Kanundaki 29’uncu maddenin ‘belirsiz’ ve ‘öngörülemez’ olduğunu belirten Kaboğlu, söz konusu kanunun üç çerçevede anayasaya aykırı olduğunu belirtti. İbrahim Kaboğlu, şunları söyledi:
- Kanunun 29’uncu maddesi ilk olarak düşünce ve ifade özgürlüğü ile basın özgürlüğünü demokratik toplumda gerekli olmamasına karşın, ölçüsüz şekilde sınırlandırması, hakkın özüne dokunması ve anayasal nedensellik gerekliliğini karşılamaması bakımından Anayasa’nın 2., 13., 25., 26. ve 28. maddelerine…
- İkinci olarak suçta yasallık ilkesini ihlal etmesi açısından Anayasa’nın 38. maddesine…
- Üçüncü olarak ise Anayasa Mahkemesi’nin (pilot niteliğinde olanlar dahil) kararlarını yok sayması açısından Anayasa’nın 153. maddesine aykırılığı nedeniyle, AYM’nin önce yürürlüğü durdurması, ardından da iptal kararı vermesi gerekir.
YARGISIZ İNFAZLAR KIYIMI
Cumhur İttifakı’nın suçun gerçekleşmesini beş koşula bağlamasına da değinen Kaboğlu, bunun bir güvence oluşturmayacağını söyledi.
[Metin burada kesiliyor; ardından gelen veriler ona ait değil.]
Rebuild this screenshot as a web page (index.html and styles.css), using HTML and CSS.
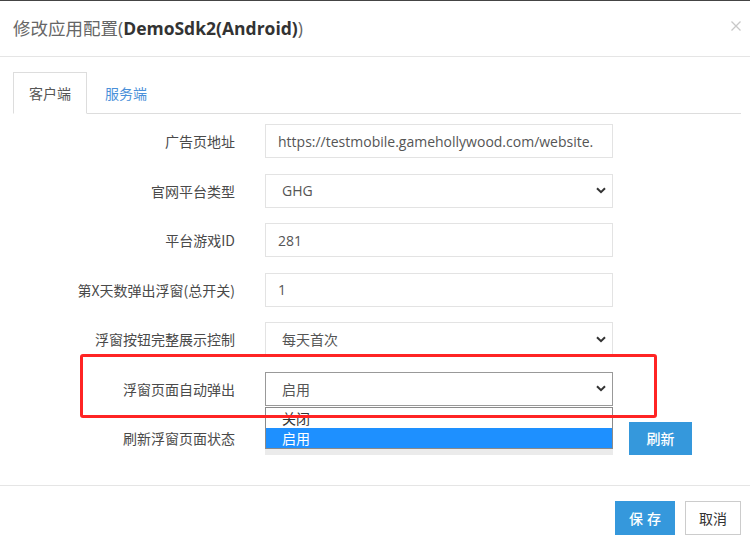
FILE: index.html
```html
<!DOCTYPE html>
<html lang="zh-CN">
<head>
<meta charset="utf-8">
<title>修改应用配置</title>
<link rel="stylesheet" href="styles.css">
</head>
<body>
<div class="modal">
  <div class="modal-header">
    <h4 class="modal-title">修改应用配置(<b>DemoSdk2(Android)</b>)</h4>
    <span class="close">
      <svg width="10" height="10" viewBox="0 0 10 10"><path d="M0.5 0.5 L9.5 9.5 M9.5 0.5 L0.5 9.5" stroke="#c8c8c8" stroke-width="1.3" fill="none"/></svg>
    </span>
  </div>
  <div class="modal-body">
    <ul class="tabs">
      <li class="tab active">客户端</li>
      <li class="tab">服务端</li>
    </ul>
    <div class="form">
      <div class="row">
        <label class="label">广告页地址</label>
        <div class="control input"><span class="value">https://testmobile.gamehollywood.com/website.</span></div>
      </div>
      <div class="row">
        <label class="label">官网平台类型</label>
        <div class="control select"><span class="value">GHG</span><svg class="chev" width="10" height="7" viewBox="0 0 10 7"><path d="M1 1.2 L5 5.2 L9 1.2" stroke="#333" stroke-width="2" fill="none"/></svg></div>
      </div>
      <div class="row">
        <label class="label">平台游戏ID</label>
        <div class="control input"><span class="value">281</span></div>
      </div>
      <div class="row">
        <label class="label">第X天数弹出浮窗(总开关)</label>
        <div class="control input"><span class="value">1</span></div>
      </div>
      <div class="row">
        <label class="label">浮窗按钮完整展示控制</label>
        <div class="control select"><span class="value">每天首次</span><svg class="chev" width="10" height="7" viewBox="0 0 10 7"><path d="M1 1.2 L5 5.2 L9 1.2" stroke="#333" stroke-width="2" fill="none"/></svg></div>
      </div>
      <div class="row">
        <label class="label">浮窗页面自动弹出</label>
        <div class="control select focused"><span class="value">启用</span><svg class="chev" width="10" height="7" viewBox="0 0 10 7"><path d="M1 1.2 L5 5.2 L9 1.2" stroke="#333" stroke-width="2" fill="none"/></svg></div>
      </div>
      <div class="row">
        <label class="label">刷新浮窗页面状态</label>
        <div class="control input"><span class="value"></span></div>
        <button class="btn btn-primary refresh">刷新</button>
      </div>
    </div>
  </div>
  <div class="modal-footer">
    <button class="btn btn-primary save">保存</button>
    <button class="btn btn-default">取消</button>
  </div>

  <div class="dropdown-list">
    <div class="option">关闭</div>
    <div class="option selected">启用</div>
    <div class="list-bottom"></div>
  </div>
  <div class="highlight-box"></div>
</div>
</body>
</html>
```

FILE: styles.css
```css
* { box-sizing: border-box; }
html, body {
  margin: 0;
  padding: 0;
  background: #fff;
}
body {
  font-family: "Noto Sans CJK SC", "Open Sans", sans-serif;
  color: #333;
  width: 750px;
  height: 544px;
  overflow: hidden;
}
.modal {
  position: relative;
  width: 750px;
  height: 544px;
  border-top: 1px solid #444;
}
.modal-header {
  height: 56px;
  border-bottom: 1px solid #e5e5e5;
  display: flex;
  align-items: center;
  justify-content: space-between;
  padding: 0 9px 0 13px;
}
.modal-title {
  margin: 0;
  font-weight: normal;
  font-size: 17.5px;
  color: #666;
  font-family: "Open Sans", "Noto Sans CJK SC", sans-serif;
  line-height: 1;
  margin-top: 1px;
}
.modal-title b {
  color: #333;
  font-weight: 700;
}
.close {
  display: flex;
  width: 10px;
  height: 10px;
  margin-top: -6px;
}
.modal-body {
  padding: 15px 9px 30px 13px;
}
.tabs {
  list-style: none;
  margin: 0;
  padding: 0;
  display: flex;
  height: 42px;
  border-bottom: 1px solid #ddd;
}
.tab {
  height: 42px;
  padding: 0 15px;
  display: flex;
  align-items: center;
  font-size: 14px;
  color: #4a90d9;
  border: 1px solid transparent;
  margin-right: 2px;
}
.tab.active {
  color: #555;
  border-color: #ddd;
  border-bottom-color: #fff;
  background: #fff;
  width: 74px;
}
.form {
  margin-top: 10px;
  display: flex;
  flex-direction: column;
  gap: 15.5px;
}
.row {
  display: flex;
  align-items: center;
  height: 34px;
}
.label {
  width: 222px;
  text-align: right;
  font-size: 14px;
  color: #4a4a4a;
  margin-right: 30px;
  white-space: nowrap;
}
.control {
  width: 348px;
  height: 34px;
  border: 1px solid #e3e3e3;
  display: flex;
  align-items: center;
  overflow: hidden;
  font-size: 14px;
  color: #555;
  background: #fff;
}
.control .value {
  white-space: nowrap;
  overflow: hidden;
  flex: 1;
  font-family: "Open Sans", "Noto Sans CJK SC", sans-serif;
}
.input { padding: 0 10px 0 12px; }
.select { padding: 0 6px 0 16px; }
.select.focused { border-color: #999; }
.chev { flex: none; margin-right: 0; }
.btn {
  border: 1px solid transparent;
  font-family: "Noto Sans CJK SC", sans-serif;
  font-size: 14px;
  height: 34px;
  padding: 0;
  cursor: pointer;
  display: inline-flex;
  align-items: center;
  justify-content: center;
}
.btn-primary {
  background: #3598dc;
  color: #fff;
  font-weight: 500;
}
.btn-default {
  background: #fff;
  color: #333;
  border-color: #ccc;
  width: 56px;
}
.refresh {
  width: 63px;
  height: 33px;
  margin-left: 16px;
}
.save {
  width: 60px;
  letter-spacing: 4px;
  text-indent: 4px;
}
.modal-footer {
  border-top: 1px solid #e5e5e5;
  padding: 15px 9px 0 0;
  display: flex;
  justify-content: flex-end;
  gap: 10px;
}
.dropdown-list {
  position: absolute;
  left: 265px;
  top: 406px;
  width: 348px;
  border: 1px solid #8a8a8a;
  border-bottom: none;
  background: #fff;
  font-size: 14px;
}
.option {
  height: 20px;
  line-height: 20px;
  padding-left: 16px;
  color: #333;
}
.option.selected {
  background: #1e90ff;
  color: #fff;
}
.list-bottom {
  height: 7px;
  border-top: 1px solid #8a8a8a;
  background: #ebebeb;
  margin: 0 -1px;
}
.highlight-box {
  position: absolute;
  left: 80px;
  top: 353px;
  width: 577px;
  height: 64px;
  border: 3px solid #ff2424;
  border-radius: 3px;
}
```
Mahkemelerin karar verme sürelerinin fazla uzadığını hatırlatan Kaboğlu, geçen süre içerisinde kişilerin ceza tehdidi altında yargılanmanın başlı başına yaptırım oluşturma, hukuksuz tutuklama kararları ile ceza infaz kurumlarının dolup taşma ve ‘yargısız infazlar kıyımının’ kitleselleşme tehlikelerinin açığa çıkabileceğini belirtti.